Ok, so The Sandman isn’t exactly a new comic. Sandman Overture is newish, but a lot of us have probably been familiar with Neil Gaiman’s classic for some time (did I say classic? I meant life-changing freakin’ masterpiece). Still, seeing as it’s such a beloved comic, it’s worth examining it and asking, what is it about the story and characters that makes us love them so much?
Dream, of course, gets the spotlight. He’s contemplative, tortured, and (spoiler!) ultimately sacrifices himself to save the realm he cares about so deeply. He’s an amazing character, and as I read the comic, I was ridiculously invested in his welfare. When I got to his death, I was traumatized. As in, I spent an inordinate amount of time just staring blankly, numbly at the wall in front of me.
But Dream isn’t the only amazing character in the comic. His sister Death is pretty damn intriguing, as well. She’s a favorite of cosplayers and emo girls alike. I’ve seen any number of Death tattoos on the interwebs. So why is she so popular?
First, she’s just so darn friendly. Her siblings are all caught up in their own drama and problems, but Death seems to have her stuff together. As a result, she’s able to be a supportive presence for others. She’s kind, funny, and insightful. And I think this is comforting to us. So often in fiction, the personification of death is shown as a Grim Reaper-like figure, dark and menacing. And that can’t bode well for what may come after our transition. But the idea of this hip, likeable young woman ushering us from here to the afterlife is a much less terrifying notion of what happens when we die.
And as mentioned, she shows up for others. She’s deeply compassionate, both toward her siblings and those not among the Endless. When Desire brings up Dream’s failed love affair with Nada, upsetting him to the point where he has to leave a family gathering, it’s Death who comforts him, and encourages his decision to make things right with Nada. It’s Death who delivers the news of Dream’s passing to Hob Gadling, his sole mortal friend – and she does it with great kindness, giving Hob time to reflect at length. And when she finally has to take Dream’s life, she does it with so much love that at least a little bit of the sting is removed.
Death also comes across as wise – and she has a very poetic wisdom. When a brick wall falls on Bernie Capax – a lawyer who has been alive for around 15,000 years – and kills him, he asks her, “But I did okay, didn’t I? I mean, I got what, fifteen thousand years. That’s pretty good isn’t it? I lived a pretty long time.” And Death responds, “You lived what anybody gets, Bernie. You got a lifetime. No more. No less.”
She realizes that there are those who are prepared for death, who know it’s their time – like Element Girl, after whose death, she says, “For some folks, death is a release, and for others death is an abomination, a terrible thing. But in the end, I’m there for all of them.”
And it’s Death who realizes that Dream has, on some level, given up on life, after having had to kill his son. She reveals this to him shortly before his own passing.
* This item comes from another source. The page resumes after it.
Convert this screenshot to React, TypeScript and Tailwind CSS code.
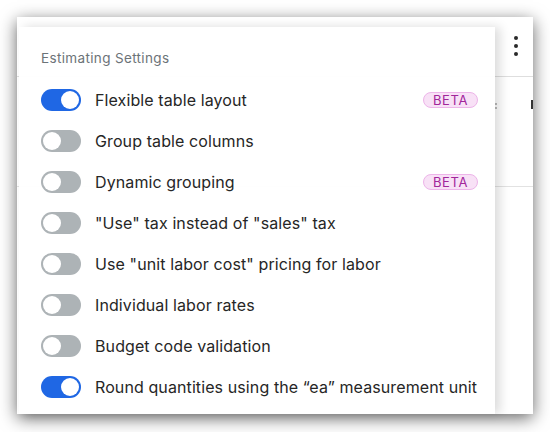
import React from "react";

const rows: { label: string; on: boolean; beta?: boolean }[] = [
  { label: "Flexible table layout", on: true, beta: true },
  { label: "Group table columns", on: false },
  { label: "Dynamic grouping", on: false, beta: true },
  { label: "\"Use\" tax instead of \"sales\" tax", on: false },
  { label: "Use \"unit labor cost\" pricing for labor", on: false },
  { label: "Individual labor rates", on: false },
  { label: "Budget code validation", on: false },
  { label: "Round quantities using the \u201Cea\u201D measurement unit", on: true },
];

function Toggle({ on }: { on: boolean }) {
  return (
    <div
      className={
        "relative w-10 h-[22px] rounded-full shrink-0 " +
        (on ? "bg-[#1f67e4]" : "bg-[#adb3b6]")
      }
    >
      <div
        className={
          "absolute top-[2px] w-[18px] h-[18px] rounded-full bg-white " +
          (on ? "right-[2px]" : "left-[2px]")
        }
      />
    </div>
  );
}

export default function App() {
  return (
    <div className="w-[550px] h-[432px] bg-white relative overflow-hidden" style={{ fontFamily: "Inter, 'Noto Sans', sans-serif" }}>
      <div className="absolute left-[17px] top-[17px] w-[516px] h-[397px] bg-white shadow-[0_4px_16px_rgba(0,0,0,0.6)]">
        {/* background page */}
        <div className="h-[60px] border-b border-[#dedede] flex justify-end items-start pt-[19px] pr-[15px]">
          <div className="flex flex-col gap-[4px]">
            <div className="w-[4px] h-[4px] rounded-full bg-[#2a2a2a]" />
            <div className="w-[4px] h-[4px] rounded-full bg-[#2a2a2a]" />
            <div className="w-[4px] h-[4px] rounded-full bg-[#2a2a2a]" />
          </div>
        </div>
        <div className="h-[110px] border-b border-[#e2e2e2] flex justify-end items-start pt-[23px]">
          <div className="w-[2px] h-[9px] bg-[#333]" />
        </div>
        <div className="absolute left-[478px] top-[86px] w-[2px] h-[6px] border-y-2 border-[#bbb]" />
        {/* popover */}
        <div className="absolute left-[2px] top-[10px] w-[476px] bottom-0 bg-white/95 shadow-[5px_0_10px_rgba(0,0,0,0.14)]">
          <div className="pl-[22px] pt-[21px] text-[13.5px] leading-[20px] tracking-[0.35px] text-[#6c7378]">
            Estimating Settings
          </div>
          <div className="mt-[11px] flex flex-col">
            {rows.map((r) => (
              <div key={r.label} className="h-[41px] flex items-center pl-[22px] pr-[17px]">
                <Toggle on={r.on} />
                <div className="ml-[14px] flex-1 text-[16px] tracking-[0.1px] text-[#262626] whitespace-nowrap">{r.label}</div>
                {r.beta && (
                  <div className="h-[16px] px-[9px] rounded-full bg-[#f8e1f6] border border-[#edb4e9] text-[#a1269a] text-[13px] leading-[14px] tracking-[0.6px] flex items-center">
                    BETA
                  </div>
                )}
              </div>
            ))}
          </div>
        </div>
      </div>
    </div>
  );
}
Being there for someone’s death is a very intimate thing, and she has done it countless times, over the span of ages. This gives Death a deeper insight – and a wider perspective – on what it means to live a mortal life. And that wisdom makes her a highly compelling character, because these are the existential questions we all grapple with.
So it’s not just the fact that Death wears big, black boots and is oh-so punk that makes us love her – although that doesn’t hurt. It’s also her friendliness, compassion, and insight. She’s a highly unique character, meticulously developed and brilliantly realized. And of course, we get to see all of this examined more in Death: The High Cost of Living and Death: The Time of Your Life. It all comes together to form a character you can’t help but fall for.